Following that season, she was chosen for her first Olympic team.

* * *

POLITICAL unrest has marred the Olympics before, and Smith’s maiden Games, in Sydney, were no exception.

“In 2000, we were in Melbourne during the protests [the S11 protests against meetings of the World Economic Forum],” she said. “There was a blockade all around the hotel. We actually had to have a covert operation just to get out of the hotel to go practice. The hotel was connected to a mall, so we walked all the way through the mall, out a door, across a bridge, and onto our bus.

“We walked through the protestors. When we left for Sydney, we left in the middle of the night to get out without any interference.”

Once in Sydney, Smith made the most of her first Olympics, averaging 6.8 points as the United States went 8-0 and repeated as gold medalists.

The following season was her best in the WNBA. Her 23.1 points per game was good enough to win the scoring title and earn First Team All-WNBA honors.

That winter, Smith went overseas to Poland, playing for Lotos Gdynia and helping them reach the EuroLeague Women final. She said the transition to living in a foreign country was relatively seamless.

“I’m pretty flexible, so it wasn’t a shock,” she said. “I had great teammates, and one of my closest teammates spoke English.”

Though Smith adapted well to her new country, there were some differences.

“At the movie theaters, they showed movies in English with Polish subtitles,” she said. “The theater had assigned seats. There could literally be five people in the theater, and they’d all be right next to each other.”

Nevertheless, she wasn’t over there to see movies — she was there to play basketball, and did so in front of ardent supporters.

“Our fans were diehards,” she said. “They brought drums, bells and sirens [to the games]. It’s on another level over there — we played in a small arena and it was packed and loud.”

* * *

FOLLOWING her time in Poland, Smith came back to the WNBA and returned to the Lynx. In July 2005, she was traded to Detroit.

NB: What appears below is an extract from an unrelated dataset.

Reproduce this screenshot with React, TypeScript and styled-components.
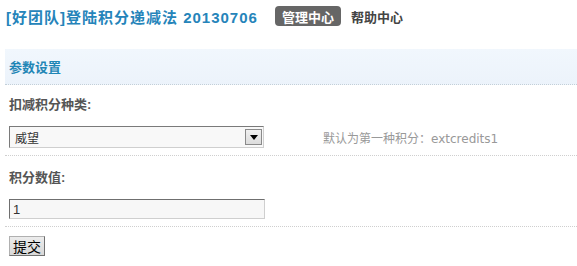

Her four-plus seasons in Detroit, where she played for Bill Laimbeer — now her coach in New York — produced two WNBA titles and a 2006 Finals MVP. Her two championship seasons were bookends for gold medals in 2004 (Athens) and 2008 (Beijing).

When she arrived in Beijing with the national team, they were greeted by quite the spectacle.

“We’re at the airport,” she said. “We’re getting on our bus, and the [mens’ team was] getting on theirs. These fans were chasing their bus down the road. They just wanted to see them — Kobe [Bryant], Dwyane [Wade], LeBron [James], etc. They really are global superstars, and it was cool to see.”

Her international success wasn’t just limited to the Olympics. She also was a member of the 1998 and 2002 teams that won the FIBA World Championship.

“The world doesn’t look at it the same way [as the Olympics], but you have more teams. It’s like the World Cup of basketball,” Smith said. “Brazil [where the team finished third in 2006] was definitely different, because most of the people were cheering against us. Sometimes, after the game, the people would say things to us about Americans and the United States, and it is what it is.”

* * *

HER international career now complete, Smith now is allowing her pro career to come to a close. It’s a career Smith once dreamed about, but never in her wildest dreams could she have envisioned becoming this successful.

“When I was growing up, my main goal was to be an Olympian. Professional basketball only existed overseas,” she said. “I just wanted to play in the Olympics and then move on into a career.

“To be able to be in that ‘pool’ and get your feet wet in the World Championships, and then move on to the Olympics, it was definitely something that I had always wanted to be a part of. It was really special to see it come to fruition. So many people had a hand in that.”